Apparently it made it look as if my observations and planning were all written up in one go, as opposed to through the week. I was quite offended at the time, as this was far from the truth - I was just neat and loved y fountain pen. Wrote the next week's planning and assessments in an assortment of media, including pink crayon. Tutor saw it and said, 'Well done! This is a significant improvement.'
Funnily enough, a tutor at sixth form had a go at me for neat handwriting too, but she was just very strange. Same woman once berated me in front of the class for, '...thinking I could submit an A-level standard of essay,' and she, 'hoped no one else was thinking this would be acceptable.'
That course was at GCSE level. The woman was incensed...and a little odd. Part of me would love to see her now and reassure her that my handwriting has gone downhill in the intervening years.
Oh I've had the one about neatness!
My planning is on Excel spreadsheet, as per SLG 'good practice' examples.
I don't actually mind - it probably doesn't make me teach any better, but I quite enjoy a bit of nerdy Excel-tweaking & so my planner sheets now look lovely.
I update them all in my free period on Friday afternoon, for the week just gone, & cut'n'paste as much of the next week as I can predict from our Departmental medium term plans.
It's a completely useless free anyway, period 6 on a Friday; I'm always too tired to do anything genuinely productive, so I may as well make my planning look pretty.
I then use 'insert comment' for any subsequent annotations through the week eg. 'Freddy absent, arrange to complete CA with 11B Monday p.3' or 'additional speech marks HW set, uploaded to VLE <pathway>' or 'L4 kids need differentiated article, find & email to <LSA> by Thurs'.
SLG have told me that my planning's great, but can I print it off & write the annotations on by hand? Otherwise - like GeorgianMumto5 - I risk it looking as if I've written it all up in one go.
I've bought a pack of different coloured gel pens to scrawl with .
Your children are too well behaved!
OK, perhaps I should organise a small riot in the corner of the room for the next time
"Could you reduce the smell in the room?"
Um, no. Not unless I personally purchased all the teenagers who need it anti-perspirent and plonked plug-ins into every socket. Or moved the classroom so it wasn't in the middle of the suns' glare all day throughout June.
Colleague was recently given a good but told as a criticism that the lesson 'wouldn't have worked with a different class'.

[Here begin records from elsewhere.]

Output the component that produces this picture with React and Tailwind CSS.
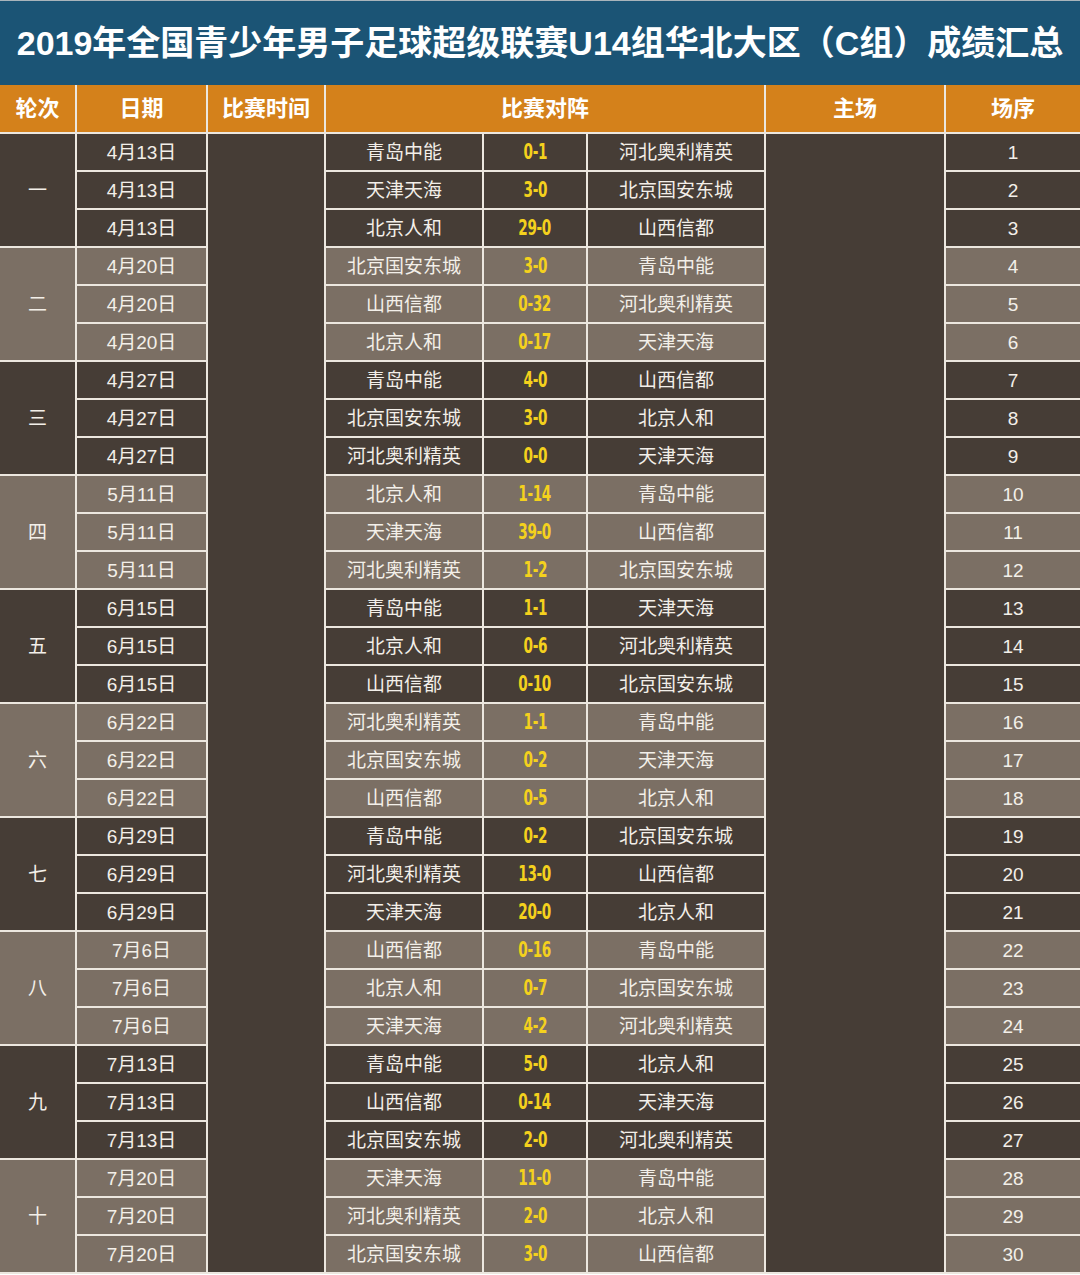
import React from 'react';

const rounds = [
  { name: '一', date: '4月13日', games: [['青岛中能', '0-1', '河北奥利精英'], ['天津天海', '3-0', '北京国安东城'], ['北京人和', '29-0', '山西信都']] },
  { name: '二', date: '4月20日', games: [['北京国安东城', '3-0', '青岛中能'], ['山西信都', '0-32', '河北奥利精英'], ['北京人和', '0-17', '天津天海']] },
  { name: '三', date: '4月27日', games: [['青岛中能', '4-0', '山西信都'], ['北京国安东城', '3-0', '北京人和'], ['河北奥利精英', '0-0', '天津天海']] },
  { name: '四', date: '5月11日', games: [['北京人和', '1-14', '青岛中能'], ['天津天海', '39-0', '山西信都'], ['河北奥利精英', '1-2', '北京国安东城']] },
  { name: '五', date: '6月15日', games: [['青岛中能', '1-1', '天津天海'], ['北京人和', '0-6', '河北奥利精英'], ['山西信都', '0-10', '北京国安东城']] },
  { name: '六', date: '6月22日', games: [['河北奥利精英', '1-1', '青岛中能'], ['北京国安东城', '0-2', '天津天海'], ['山西信都', '0-5', '北京人和']] },
  { name: '七', date: '6月29日', games: [['青岛中能', '0-2', '北京国安东城'], ['河北奥利精英', '13-0', '山西信都'], ['天津天海', '20-0', '北京人和']] },
  { name: '八', date: '7月6日', games: [['山西信都', '0-16', '青岛中能'], ['北京人和', '0-7', '北京国安东城'], ['天津天海', '4-2', '河北奥利精英']] },
  { name: '九', date: '7月13日', games: [['青岛中能', '5-0', '北京人和'], ['山西信都', '0-14', '天津天海'], ['北京国安东城', '2-0', '河北奥利精英']] },
  { name: '十', date: '7月20日', games: [['天津天海', '11-0', '青岛中能'], ['河北奥利精英', '2-0', '北京人和'], ['北京国安东城', '3-0', '山西信都']] },
];

const cell = 'flex items-center justify-center pt-[2px] text-[19px] text-[#f3efe9]';
const head = 'bg-[#d4811b] flex items-center justify-center text-[22px] font-bold text-white';

const App = () => {
  let num = 0;
  return (
    <div
      className="w-[1080px] bg-[#ece7df]"
      style={{ fontFamily: "'Liberation Sans', 'Noto Sans CJK SC', sans-serif" }}
    >
      <div className="h-[85px] border-t border-[#a9b4bb] bg-[#1b5475] flex items-center justify-center">
        <h1 className="text-[34px] font-bold text-white leading-none">
          2019年全国青少年男子足球超级联赛U14组华北大区（C组）成绩汇总
        </h1>
      </div>
      <div className="grid grid-cols-[75px_129px_116px_156px_102px_176px_178px_134px] grid-rows-[47px_repeat(30,36px)] gap-[2px] pb-[2px]">
        <div className={head}>轮次</div>
        <div className={head}>日期</div>
        <div className={head}>比赛时间</div>
        <div className={`col-span-3 ${head}`}>比赛对阵</div>
        <div className={head}>主场</div>
        <div className={head}>场序</div>

        {/* merged empty columns */}
        <div className="col-start-3 row-start-2 row-span-30 bg-[#463d36]" />
        <div className="col-start-7 row-start-2 row-span-30 bg-[#463d36]" />

        {rounds.map((r, i) => {
          const bg = i % 2 === 0 ? 'bg-[#463d36]' : 'bg-[#7b6f64]';
          return (
            <React.Fragment key={r.name}>
              <div className={`col-start-1 row-span-3 ${bg} ${cell}`}>{r.name}</div>
              {r.games.map((g, j) => {
                num += 1;
                return (
                  <React.Fragment key={j}>
                    <div className={`col-start-2 ${bg} ${cell}`}>{r.date}</div>
                    <div className={`col-start-4 ${bg} ${cell}`}>{g[0]}</div>
                    <div className={`col-start-5 ${bg} flex items-center justify-center pt-[2px]`}>
                      <span
                        className="text-[21px] font-bold text-[#f4d11d] scale-x-[0.72] tracking-[-0.5px]"
                        style={{ fontFamily: "'DejaVu Sans Condensed', 'DejaVu Sans', sans-serif" }}
                      >
                        {g[1]}
                      </span>
                    </div>
                    <div className={`col-start-6 ${bg} ${cell}`}>{g[2]}</div>
                    <div className={`col-start-8 ${bg} ${cell}`}>{num}</div>
                  </React.Fragment>
                );
              })}
            </React.Fragment>
          );
        })}
      </div>
    </div>
  );
};

export default App;
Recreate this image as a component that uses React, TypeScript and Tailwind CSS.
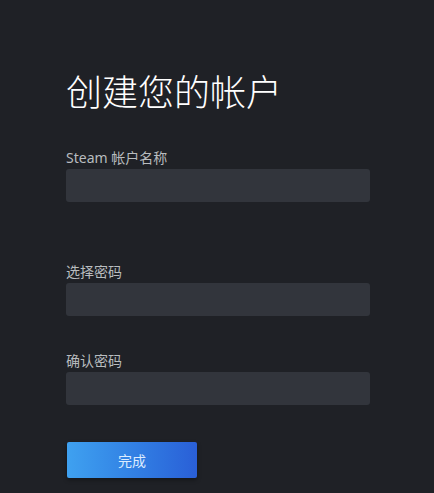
import React from "react"

type FieldProps = {
  label: string
  type?: string
  className?: string
}

function Field({ label, type = "text", className = "" }: FieldProps) {
  return (
    <div className={className}>
      <label className="block text-[14px] leading-[18px] text-[#b8bcbf] mb-[2px]">
        {label}
      </label>
      <input
        type={type}
        className="block w-full h-[33px] rounded-[3px] bg-[#32353c] px-3 text-[15px] text-white outline-none"
      />
    </div>
  )
}

export default function App() {
  return (
    <div
      className="min-h-[493px] w-full bg-[#1f2126]"
      style={{ fontFamily: '"Noto Sans", "Noto Sans CJK SC", sans-serif' }}
    >
      <div className="pl-[66px] pr-[64px] pt-[72px] pb-[15px]">
        <h1 className="text-[36px] leading-[42px] font-light text-white">
          创建您的帐户
        </h1>

        <Field label="Steam 帐户名称" className="mt-[35px]" />
        <Field label="选择密码" type="password" className="mt-[61px]" />
        <Field label="确认密码" type="password" className="mt-[36px]" />

        <button className="mt-[37px] ml-px h-[36px] w-[130px] rounded-[2px] bg-gradient-to-r from-[#3fa1f0] to-[#2a5fd7] text-[14px] text-[#dcecff] shadow-[0_2px_4px_rgba(0,0,0,0.35)]">
          完成
        </button>
      </div>
    </div>
  )
}
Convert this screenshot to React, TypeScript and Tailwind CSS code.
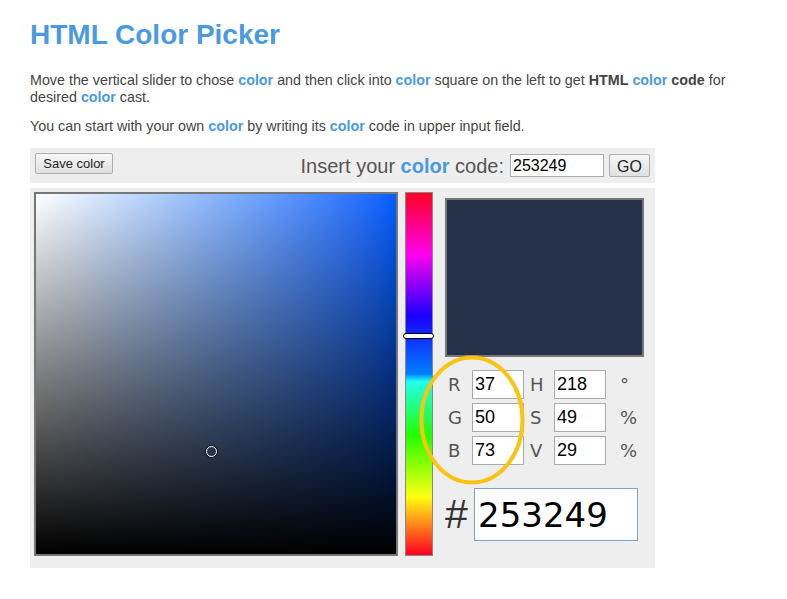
const C = () => <span className="font-bold text-[#4a9ae0]">color</span>;

const inputCls =
  "h-[29px] w-[52px] border border-[#aaa] bg-white px-[2px] font-['Liberation_Sans',Arial,sans-serif] text-[18px] text-black outline-none";

const Row = ({ a, b }: { a: [string, string]; b: [string, string, string] }) => (
  <div className="flex h-[29px] items-center">
    <span className="w-[27px] pl-[3px] font-['DejaVu_Sans',sans-serif] text-[18px] leading-[29px] text-[#555]">{a[0]}</span>
    <input readOnly value={a[1]} className={inputCls} />
    <span className="w-[30px] pl-[6px] font-['DejaVu_Sans',sans-serif] text-[18px] leading-[29px] text-[#555]">{b[0]}</span>
    <input readOnly value={b[1]} className={inputCls} />
    <span className="pl-[14px] font-['DejaVu_Sans',sans-serif] text-[18px] leading-[29px] text-[#555]">{b[2]}</span>
  </div>
);

export default function App() {
  return (
    <div className="relative min-h-[599px] bg-white px-[30px] font-['Liberation_Sans',Arial,sans-serif] text-[#444]">
      <h1 className="pt-[19px] text-[28px] font-bold leading-[32px] text-[#4a9ae0]">HTML Color Picker</h1>
      <p className="mt-[21px] max-w-[720px] text-[14.3px] leading-[17px]">
        Move the vertical slider to chose <C /> and then click into <C /> square on the left to get{" "}
        <b>HTML</b> <C /> <b>code</b> for desired <C /> cast.
      </p>
      <p className="mt-[12px] text-[14.3px] leading-[17px]">
        You can start with your own <C /> by writing its <C /> code in upper input field.
      </p>

      {/* toolbar */}
      <div className="mt-[13px] flex h-[35px] w-[625px] items-center justify-between bg-[#eee] px-[5px]">
        <button className="mb-[4px] h-[21px] w-[78px] rounded-[2px] border border-[#adadad] bg-linear-to-b from-[#f7f7f7] to-[#e0e0e0] text-[13px] text-[#222]">
          Save color
        </button>
        <div className="flex items-center">
          <span className="text-[20px] text-[#555]">
            Insert your <C /> code:
          </span>
          <input
            readOnly
            value="253249"
            className="ml-[6px] h-[23px] w-[94px] border border-[#aaa] bg-white px-[2px] text-[16px] text-black outline-none"
          />
          <button className="ml-[5px] h-[23px] w-[41px] rounded-[2px] border border-[#adadad] bg-linear-to-b from-[#f7f7f7] to-[#e0e0e0] text-[16px] text-[#222]">
            GO
          </button>
        </div>
      </div>

      {/* picker */}
      <div className="mt-[5px] flex w-[625px] items-start bg-[#eee] pb-[12px] pl-[4px] pt-[4px]">
        <div className="relative h-[364px] w-[364px] border-2 border-[#777] bg-linear-to-r from-white to-[#005dff]">
          <div className="h-full w-full bg-linear-to-t from-black to-transparent" />
          <div className="absolute left-[170px] top-[252px] h-[11px] w-[11px] rounded-full border-[1.5px] border-white shadow-[0_0_0_1px_rgba(0,0,0,0.6)]" />
        </div>
        <div className="relative ml-[7px] h-[364px] w-[28px] border border-[#888] bg-[linear-gradient(to_bottom,#ff0022,#ff00ee_17%,#1a00ff_34%,#0080ff_50%,#20ffee_52%,#22ff00_67%,#ffff10_84%,#ff0022)]">
          <div className="absolute left-[-3px] top-[140px] h-[6px] w-[31px] rounded-full border border-black bg-white" />
        </div>
        <div className="ml-[12px] mt-[6px] flex flex-col">
          <div className="h-[159px] w-[199px] border-2 border-[#777] bg-[#253249]" />
          <div className="mt-[13px] flex flex-col gap-[4px]">
            <Row a={["R", "37"]} b={["H", "218", "°"]} />
            <Row a={["G", "50"]} b={["S", "49", "%"]} />
            <Row a={["B", "73"]} b={["V", "29", "%"]} />
          </div>
          <div className="mt-[23px] flex items-center">
            <span className="w-[29px] text-[41px] leading-[53px] text-[#333]">#</span>
            <input
              readOnly
              value="253249"
              className="h-[53px] w-[164px] border border-[#7da2ce] bg-white pl-[3px] font-['DejaVu_Sans',sans-serif] text-[34px] text-black outline-none"
            />
          </div>
        </div>
      </div>

      {/* highlight ring */}
      <svg className="pointer-events-none absolute left-[417px] top-[353px]" width="110" height="134" viewBox="0 0 110 134">
        <ellipse cx="55" cy="67" rx="50.5" ry="62.5" fill="none" stroke="#fbc312" strokeWidth="4" />
      </svg>
    </div>
  );
}
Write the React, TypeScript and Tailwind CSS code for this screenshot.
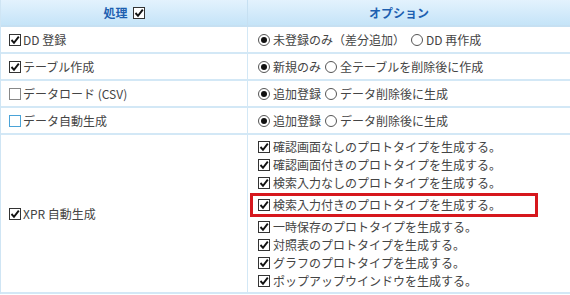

Where's the two way process for this ridiculous process!? We should be able to state how happy we are with the observations-how helpful the comments are etc and they should be judged when they'd said stupid things!!
An assistant head observed me a couple of weeks ago. He told me that I should have used a capital letter after a colon. Idiot.
I once got criticised for neatness too, when I used the same pen in my planner and was accused of planning in retrospect. Sigh.
These people are actually paid large sums of money for saying such banal and unhelpful things-it's ridiculous!
We recently had OFSTED in and I was observed teaching an A Level ICT class that happens to be all boys although school is mixed. When I went in for my feedback I was told that the lesson was judged as good but what stopped it from being outstanding was that the inspector couldn't understand why the class was "one female teacher teaching a group that is all boys"
What did the observer want, Pink , a chorus line of female teachers, do you think?
I was told my pencils in the pencil pots weren't sharp enough
I'm not a teacher and this is making me cross.
I don't want demoralised teachers who are fed up of petty shite teaching my kids.
From my GTP observation 'you are too enthusiastic'.
I was once told I couldn't have outstanding for meeting individuals needs because my statemented child (despite having peer support and a slightly differentiated task she could access and still achieve the lo) didn't have a ta. This was by the head - who decided my class didn't need a ta - ever - despite nearly 50% SEN, said statement and at the beginning of the year - big behavior problems.